→ **SHORT EXERCISE**
Select each line where the word "styles" appears.

→ **RAW DATA**
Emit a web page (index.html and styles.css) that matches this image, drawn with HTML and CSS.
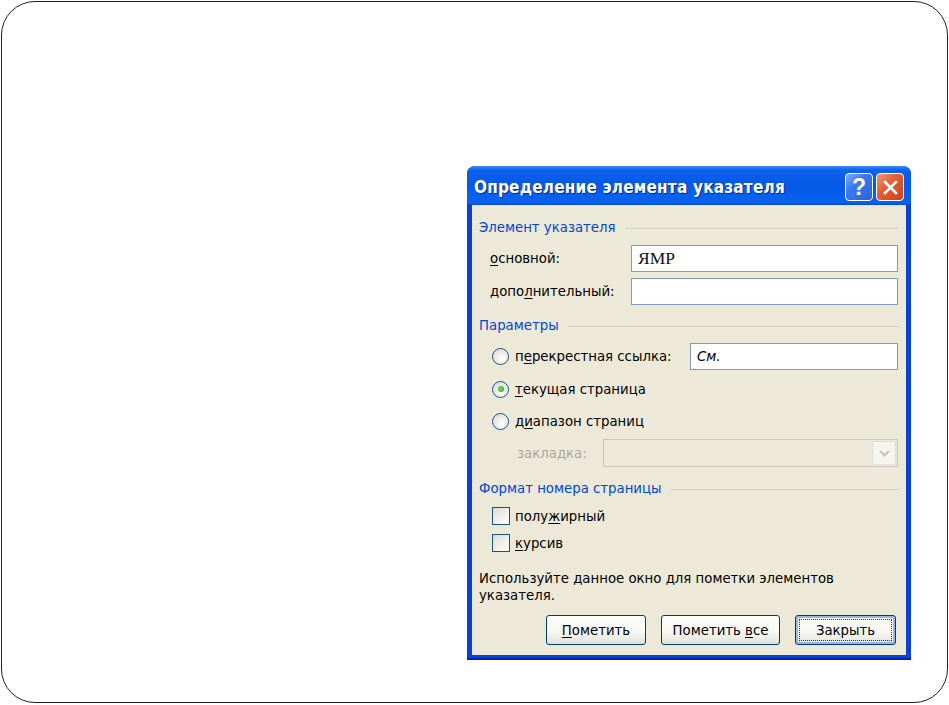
FILE: index.html
```html
<!DOCTYPE html>
<html>
<head>
<meta charset="utf-8">
<link rel="stylesheet" href="styles.css">
</head>
<body>
<div class="slide">
  <div class="dlg">
    <div class="titlebar">
      <span class="title">Определение элемента указателя</span>
      <span class="tbtn help">?</span>
      <span class="tbtn close">
        <svg width="17" height="17" viewBox="0 0 17 17"><path d="M3 3 L14 14 M14 3 L3 14" stroke="#fff" stroke-width="2.6" stroke-linecap="square"/></svg>
      </span>
    </div>
    <div class="client">
      <div class="group"><span>Элемент указателя</span><i class="rule"></i></div>
      <div class="row r1"><span class="lbl"><u>о</u>сновной:</span><div class="input serif">ЯМР</div></div>
      <div class="row r2"><span class="lbl">допо<u>л</u>нительный:</span><div class="input"></div></div>
      <div class="group g2"><span>Параметры</span><i class="rule"></i></div>
      <div class="row r3"><span class="radio"></span><span class="rlbl">п<u>е</u>рекрестная ссылка:</span><div class="input it">См.</div></div>
      <div class="row r4"><span class="radio on"></span><span class="rlbl"><u>т</u>екущая страница</span></div>
      <div class="row r5"><span class="radio"></span><span class="rlbl">д<u>и</u>апазон страниц</span></div>
      <div class="row r6"><span class="dis">закладка:</span><div class="combo"><span class="drop"><svg width="11" height="7" viewBox="0 0 11 7"><path d="M1 1 L5.5 5.5 L10 1" fill="none" stroke="#C4C3BC" stroke-width="2"/></svg></span></div></div>
      <div class="group g3"><span>Формат номера страницы</span><i class="rule"></i></div>
      <div class="row r7"><span class="check"></span><span class="clbl">полу<u>ж</u>ирный</span></div>
      <div class="row r8"><span class="check"></span><span class="clbl"><u>к</u>урсив</span></div>
      <p class="note">Используйте данное окно для пометки элементов<br>указателя.</p>
      <div class="buttons">
        <span class="btn b1"><span><u>П</u>ометить</span></span>
        <span class="btn b2"><span>Пометить <u>в</u>се</span></span>
        <span class="btn b3 def"><span class="focus">Закрыть</span></span>
      </div>
    </div>
  </div>
</div>
</body>
</html>
```
FILE: styles.css
```css
html, body { margin: 0; padding: 0; background: #fff; }
body { width: 949px; height: 705px; overflow: hidden; font-family: "DejaVu Sans", sans-serif; }

.slide {
  margin: 1px 0 0 1px;
  width: 947px;
  height: 702px;
  border: 1px solid #222;
  border-radius: 34px;
  box-sizing: border-box;
  padding: 164px 0 0 465px;
}

.dlg {
  width: 444px;
  height: 494px;
  background: #0841D8;
  border-radius: 8px 8px 0 0;
  display: flex;
  flex-direction: column;
  box-shadow: inset 0 -2px 0 #0020B8;
}

.titlebar {
  height: 39px;
  display: flex;
  align-items: center;
  padding: 0 7px 0 7px;
  border-radius: 8px 8px 0 0;
  background: linear-gradient(to bottom, #3C8CF7 0%, #0E62EC 10%, #0559E6 45%, #0761EF 85%, #0B5FE8 95%, #0847D6 100%);
}
.title {
  color: #fff;
  font-family: "DejaVu Sans Condensed", "DejaVu Sans", sans-serif;
  font-weight: bold;
  font-size: 17px;
  letter-spacing: 0.2px;
  flex: 1;
  padding-top: 2px;
  text-shadow: 1px 1px 0 #0A2A90;
}
.tbtn {
  width: 28px;
  height: 28px;
  border: 1px solid #fff;
  border-radius: 4px;
  display: flex;
  align-items: center;
  justify-content: center;
  margin-left: 3px;
  margin-top: 3px;
  box-sizing: border-box;
}
.help {
  background: linear-gradient(135deg, #7EA9F7 0%, #3A78F0 40%, #2A62E0 100%);
  color: #fff;
  font-family: "Liberation Sans", sans-serif;
  font-weight: bold;
  font-size: 23px;
}
.close {
  background: linear-gradient(135deg, #F2987A 0%, #E4603A 40%, #CC4016 100%);
}

.client {
  flex: 1;
  margin: 0 5px 5px 5px;
  background: #ECE9D8;
  padding: 11px 8px 0 7px;
  font-size: 13.3px;
  color: #000;
  display: flex;
  flex-direction: column;
}
u { text-decoration-thickness: 1px; text-underline-offset: 2px; }

.group {
  height: 22px;
  display: flex;
  align-items: center;
  color: #0046D5;
}
.rule { flex: 1; height: 1px; background: #D0D0BF; margin-left: 9px; margin-top: 2px; }
.g2 { margin-top: 9px; }
.g3 { margin-top: 10px; }

.row { display: flex; align-items: center; }
.lbl { width: 141px; padding-left: 11px; }
.r1 { height: 28px; margin-top: 6px; }
.r2 { height: 28px; margin-top: 5px; }
.r3 { height: 28px; margin-top: 6px; padding-left: 13px; }
.r4 { height: 28px; margin-top: 5px; padding-left: 13px; }
.r5 { height: 28px; margin-top: 4px; padding-left: 13px; }
.r6 { height: 28px; margin-top: 4px; padding-left: 38px; }
.r7 { height: 24px; margin-top: 5px; padding-left: 13px; }
.r8 { height: 24px; margin-top: 3px; padding-left: 13px; }
.r3 .rlbl { width: 175px; }

.input {
  flex: 1;
  height: 27px;
  box-sizing: border-box;
  background: #fff;
  border: 1px solid #7F9DB9;
  display: flex;
  align-items: center;
  padding-left: 6px;
}
.serif { font-family: "Liberation Serif", serif; font-size: 17.5px; color: #111; }
.it { font-style: italic; }

.radio {
  width: 17px;
  height: 17px;
  border-radius: 50%;
  border: 1px solid #1C5180;
  background: radial-gradient(circle at 65% 65%, #fff 0%, #F0EFE8 40%, #D6D4CA 100%);
  box-sizing: border-box;
  margin-right: 6px;
  position: relative;
}
.radio.on::after {
  content: "";
  position: absolute;
  left: 4.5px; top: 4.5px;
  width: 6px; height: 6px;
  border-radius: 50%;
  background: radial-gradient(circle at 40% 40%, #6EE26E, #21A121);
}
.check {
  width: 18px;
  height: 18px;
  border: 1px solid #1C5180;
  background: linear-gradient(135deg, #DCDBD3 0%, #F2F1EB 60%, #fff 100%);
  box-sizing: border-box;
  margin-right: 5px;
}

.dis { color: #ACA899; width: 86px; }
.combo {
  flex: 1;
  height: 28px;
  box-sizing: border-box;
  border: 1px solid #C9C7BA;
  background: #ECE9D8;
  display: flex;
  justify-content: flex-end;
  padding: 1px;
}
.drop {
  width: 22px;
  border: 1px solid #E2E0D6;
  border-radius: 2px;
  background: #F5F4EF;
  display: flex;
  align-items: center;
  justify-content: center;
}

.note { margin: 15px 0 0 0; line-height: 17px; }

.buttons {
  display: flex;
  justify-content: flex-end;
  gap: 15px;
  margin-top: 11px;
  padding-right: 2px;
}
.btn {
  height: 30px;
  box-sizing: border-box;
  border: 1px solid #003C74;
  border-radius: 3px;
  background: linear-gradient(to bottom, #FFFFFF 0%, #F6F6F2 60%, #E3E1D6 100%);
  display: flex;
  align-items: center;
  justify-content: center;
}
.b1 { width: 100px; }
.b2 { width: 119px; }
.b3 { width: 101px; }
.def { box-shadow: inset 0 0 0 2px #93B7F1; padding: 3px; }
.focus {
  flex: 1;
  align-self: stretch;
  border: 1px dotted #333;
  display: flex;
  align-items: center;
  justify-content: center;
}
```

→ **THE SOLUTION**
Emit a web page (index.html and styles.css) that matches this image, drawn with HTML and CSS.
<link rel="stylesheet" href="styles.css">
FILE: styles.css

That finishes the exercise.